Urban Dictionary has their own unique spin (but of course). Their top 3:
- One whose IQ exceeds his weight.
- An individual persecuted for his superior skills or intellect, most often by people who fear and envy him.
- An ‘individual’, i.e. a person who does not conform to society’s beliefs that all people should follow trends and do what their peers do. Often highly intelligent but socially rejected because of their obesssion with a given subject, usually computers. Unfortunately, nerds seem to have problems breeding, to the detriment of mankind as a whole.
Read all of the Urban Dictionary definitions of Nerd (note: some may not be safe for work).
Are you a nerd?
I think of dork as a “cool nerd” … whatever that means.
Interestingly, Meriam-Webster doesn’t really have a definition of dork. They say the etymology is from another 4 letter word that starts with a D. However, I do like that that say it’s slang for “nerd” and “jerk.” Jerk? Odd.
A few choice selections from Urban Dictionary (I’ve skipped #2 – awkward):
- Someone who has odd interests, and is often silly at times. A dork is also someone who can be themselves and not care what anyone thinks.
- Someone who does things that are kinda silly and not necessarily cool but always cute.
- An individual who is keenly interested in and good at mathematics, science, and technology, and applies mathematical and scientific principles to everyday occurrences, while at the same time being lovable and very personable, often having many friends due to wittiness, often loves video games. Not to be confused with nerd or geek or dweeb.
Are you a dork?
To me, a geek is a really dorky nerd.
Again, I defer to Merriam-Webster who defines geek as:
- a carnival performer often billed as a wild man whose act usually includes biting the head off a live chicken or snake
- a person often of an intellectual bent who is disliked
- an enthusiast or expert especially in a technological field or activity <computer geek>
Again, Urban Dictionary tells it how it really is.
The people you pick on in high school and wind up working for as an adult
- Not to be confused with Nerd. A geek does not have to be smart, a Geek is someone who is generaly not athletic, and enjoys Video Games; Comic Books; being on the internet, and etc.
Definition #3 is perhaps my favorite (especially the “note” at the bottom):
The term “geek” originally referred to the carnival performers whose act consisted of biting the heads off chickens and eating glass. Over time it came to be applied to anyone who got paid to do work considered odd or bizarre by mainstream society.
The term now enjoys a special status within the technical community, particularly among particularly knowledgable computer programmers. To identify oneself as a “geek” indicates a recognition that most people still consider programming computers to be a bizarre act, along with a certain fierce satisfaction in being very good at their inglorious profession.
That most software geeks now easily earn twice as much as the average laborer just sweetens their defiant embrace of the term.

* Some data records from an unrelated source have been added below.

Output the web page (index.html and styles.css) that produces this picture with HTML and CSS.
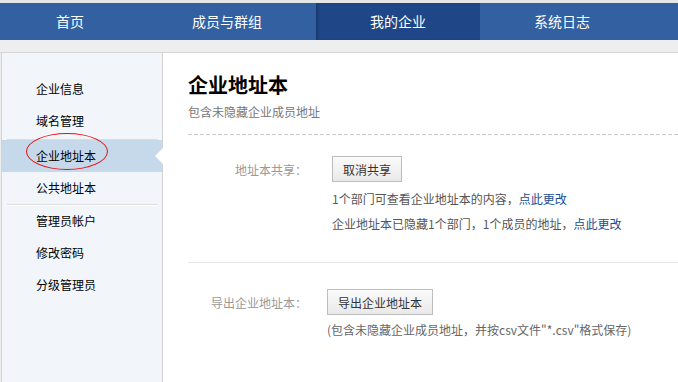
FILE: index.html
```html
<!DOCTYPE html>
<html lang="zh-CN">
<head>
<meta charset="utf-8">
<title>我的企业 - 企业地址本</title>
<link rel="stylesheet" href="styles.css">
</head>
<body>
<div class="topstrip"></div>
<nav class="nav">
  <a class="tab">首页</a>
  <a class="tab">成员与群组</a>
  <a class="tab tab-active">我的企业</a>
  <a class="tab">系统日志</a>
</nav>
<div class="gap"></div>
<div class="layout">
  <aside class="sidebar">
    <ul class="group group-first">
      <li class="item">企业信息</li>
      <li class="item">域名管理</li>
    </ul>
    <ul class="group">
      <li class="item item-active">企业地址本<span class="mark"></span></li>
      <li class="item">公共地址本</li>
    </ul>
    <ul class="group group-last">
      <li class="item">管理员帐户</li>
      <li class="item">修改密码</li>
      <li class="item">分级管理员</li>
    </ul>
  </aside>
  <main class="main">
    <h1 class="title">企业地址本</h1>
    <p class="subtitle">包含未隐藏企业成员地址</p>
    <section class="section section-share">
      <div class="row">
        <span class="label">地址本共享：</span>
        <button class="btn">取消共享</button>
      </div>
      <div class="info">
        <p><span class="num">1</span>个部门可查看企业地址本的内容，<a class="link">点此更改</a></p>
        <p>企业地址本已隐藏<span class="num">1</span>个部门，<span class="num">1</span>个成员的地址，<a class="link">点此更改</a></p>
      </div>
    </section>
    <section class="section section-export">
      <div class="row">
        <span class="label label-export">导出企业地址本：</span>
        <button class="btn">导出企业地址本</button>
      </div>
      <p class="note">(包含未隐藏企业成员地址，并按csv文件"*.csv"格式保存)</p>
    </section>
  </main>
</div>
</body>
</html>
```

FILE: styles.css
```css
* { box-sizing: border-box; }
html, body { margin: 0; padding: 0; }
body {
  font-family: "Noto Sans CJK SC", "Noto Sans", sans-serif;
  font-size: 12px;
  color: #333;
  background: #eeeeee;
  overflow: hidden;
}
ul, p, h1 { margin: 0; padding: 0; }
ul { list-style: none; }

.topstrip { height: 3px; background: #e6e6e6; }

.nav {
  display: flex;
  height: 37px;
  background: #3360a1;
  padding-left: 2px;
}
.tab {
  display: block;
  padding: 0 54px;
  line-height: 37px;
  font-size: 14px;
  color: #fff;
  white-space: nowrap;
}
.tab-active {
  background: #1f4787;
  box-shadow: inset 2px 0 2px rgba(0,0,0,0.18);
}

.gap {
  height: 13px;
  background: #eeeeee;
  border-bottom: 1px solid #d6d6d6;
}

.layout {
  display: flex;
  height: 329px;
  padding-left: 1px;
  background: #eeeeee;
}

.sidebar {
  width: 162px;
  flex: none;
  background: #f2f6fa;
  border-left: 1px solid #d3d3d3;
  border-right: 1px solid #d3d3d3;
}
.group {
  margin: 0 4px 0 5px;
  border-bottom: 1px solid #dcdcdc;
  box-shadow: 0 1px 0 #ffffff;
}
.group-first { padding: 20px 0 2px; }
.group-last { border-bottom: none; box-shadow: none; }
.item {
  height: 32px;
  line-height: 32px;
  padding-left: 29px;
  color: #000;
  font-size: 12px;
}
.item-active {
  position: relative;
  margin: 0 -4px 0 -5px;
  padding-left: 34px;
  background: #c6d9ea;
}
.item-active::after {
  content: "";
  position: absolute;
  right: -1px;
  top: 8px;
  border-top: 8px solid transparent;
  border-bottom: 8px solid transparent;
  border-right: 8px solid #ffffff;
}
.mark {
  position: absolute;
  left: 24px;
  top: -7px;
  width: 82px;
  height: 37px;
  border: 1px solid #e81010;
  border-radius: 50%;
}

.main {
  flex: 1;
  background: #ffffff;
  padding: 20px 0 0 25px;
}
.title {
  font-size: 20px;
  line-height: 24px;
  font-weight: bold;
  color: #000;
}
.subtitle {
  margin-top: 6px;
  line-height: 18px;
  color: #777;
}
.section-share {
  margin-top: 13px;
  padding: 22px 0 26px;
  background-image: repeating-linear-gradient(to right, #cccccc 0 4px, transparent 4px 6px);
  background-size: 100% 1px;
  background-repeat: no-repeat;
  background-position: 0 0;
  border-bottom: 1px solid #e6e6e6;
}
.section-export {
  padding-top: 26px;
}
.row {
  display: flex;
  align-items: center;
}
.label {
  width: 119px;
  margin-right: 25px;
  text-align: right;
  color: #999;
  white-space: nowrap;
}
.label-export { margin-right: 20px; }
.btn {
  height: 26px;
  padding: 0 10px;
  font-family: inherit;
  font-size: 12px;
  color: #333;
  border: 1px solid #bdbdbd;
  border-radius: 0;
  background: linear-gradient(#fbfbfb, #e9e9e9);
}
.info {
  margin-top: 4px;
  padding-left: 144px;
  line-height: 25px;
  color: #555;
}
.num { color: #5a5a5a; }
.link { color: #1a4d94; }
.note {
  margin-top: 6px;
  padding-left: 139px;
  line-height: 18px;
  color: #666;
  white-space: nowrap;
}
```
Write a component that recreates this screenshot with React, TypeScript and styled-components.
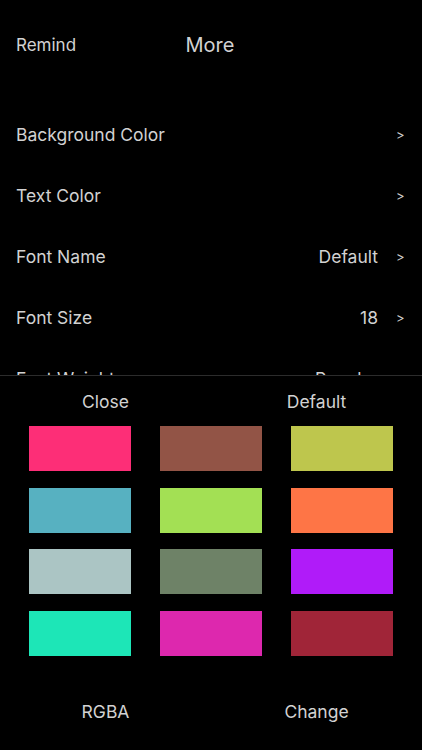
import React from "react";
import styled, { createGlobalStyle } from "styled-components";

const GlobalStyle = createGlobalStyle`
  html, body { margin: 0; padding: 0; background: #000; }
  body { font-family: Inter, "Liberation Sans", sans-serif; }
  * { box-sizing: border-box; }
`;

const Screen = styled.div`
  position: relative;
  width: 422px;
  height: 750px;
  background: #000;
  overflow: hidden;
  color: #d2d2d2;
`;

const Header = styled.div`
  position: relative;
  height: 90px;
  display: flex;
  align-items: center;
  padding: 0 16px;
`;

const HeaderButton = styled.span`
  font-size: 17px;
`;

const Title = styled.span`
  position: absolute;
  left: 0;
  right: 0;
  text-align: center;
  font-size: 20px;
  pointer-events: none;
  padding-right: 2px;
`;

const List = styled.div`
  padding-top: 14px;
  display: flex;
  flex-direction: column;
`;

const Row = styled.div`
  height: 61px;
  flex-shrink: 0;
  display: flex;
  align-items: center;
  padding: 0 16px;
  font-size: 17.5px;
`;

const Label = styled.span`
  flex: 1;
`;

const Value = styled.span`
  margin-right: 18px;
`;

const Chevron = styled.span`
  font-size: 13px;
  width: 8px;
  text-align: right;
  margin-right: 2px;
`;

const Sheet = styled.div`
  position: absolute;
  left: 0;
  right: 0;
  bottom: 0;
  height: 375px;
  background: #000;
  border-top: 1px solid #2c2c2c;
  display: flex;
  flex-direction: column;
`;

const ActionRow = styled.div<{ $offset?: number }>`
  display: flex;
  flex-shrink: 0;
  height: 50px;
  margin-top: ${(p) => p.$offset ?? 0}px;
  align-items: center;
`;

const Action = styled.span`
  flex: 1;
  text-align: center;
  font-size: 17.5px;
`;

const Grid = styled.div`
  display: grid;
  flex-shrink: 0;
  grid-template-columns: repeat(3, 102px);
  grid-auto-rows: 45px;
  column-gap: 29px;
  row-gap: 16.7px;
  padding: 0 29px;
`;

const Swatch = styled.div<{ $color: string }>`
  background: ${(p) => p.$color};
`;

const colors = [
  "#FD2E77",
  "#925446",
  "#BEC64D",
  "#57B1C1",
  "#A3E054",
  "#FE7546",
  "#ABC5C4",
  "#6E8267",
  "#B01BF9",
  "#1DE6B7",
  "#DD28AE",
  "#A02538",
];

const rows: { label: string; value?: string }[] = [
  { label: "Background Color" },
  { label: "Text Color" },
  { label: "Font Name", value: "Default" },
  { label: "Font Size", value: "18" },
  { label: "Font Weight", value: "Regular" },
];

export default function App() {
  return (
    <Screen>
      <GlobalStyle />
      <Header>
        <HeaderButton>Remind</HeaderButton>
        <Title>More</Title>
      </Header>
      <List>
        {rows.map((r) => (
          <Row key={r.label}>
            <Label>{r.label}</Label>
            {r.value && <Value>{r.value}</Value>}
            <Chevron>&gt;</Chevron>
          </Row>
        ))}
      </List>
      <Sheet>
        <ActionRow>
          <Action>Close</Action>
          <Action>Default</Action>
        </ActionRow>
        <Grid>
          {colors.map((c) => (
            <Swatch key={c} $color={c} />
          ))}
        </Grid>
        <ActionRow $offset={30}>
          <Action>RGBA</Action>
          <Action>Change</Action>
        </ActionRow>
      </Sheet>
    </Screen>
  );
}
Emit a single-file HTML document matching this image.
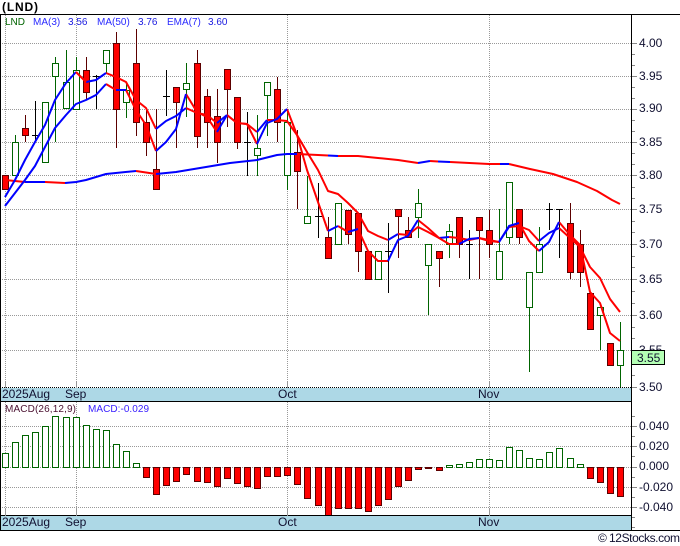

Note: Unlike the word “nerd,” which is always pejorative, “geek” often carries a positive connotation when used by one of the group. The use of the term by outsiders is considered insulting.
Are you a geek?
Finally, there is the cool dude – what I consider myself to be. Ha ha. Yeah. Right. My friends, family (and wife) remind me all of the time that I’m not really one of the cool kids. I think they are just jealous. We all know what a cool dude is, right? This post really is not about that group. It’s about the nerds, dorks, and geeks. Based on those definitions above, I’d consider myself a dork (minus the “good at math & science” part … as well as definition #2 from Urban Dictionary). Dammit. Pat was right.
So, which one are you?
D. Cool Dude.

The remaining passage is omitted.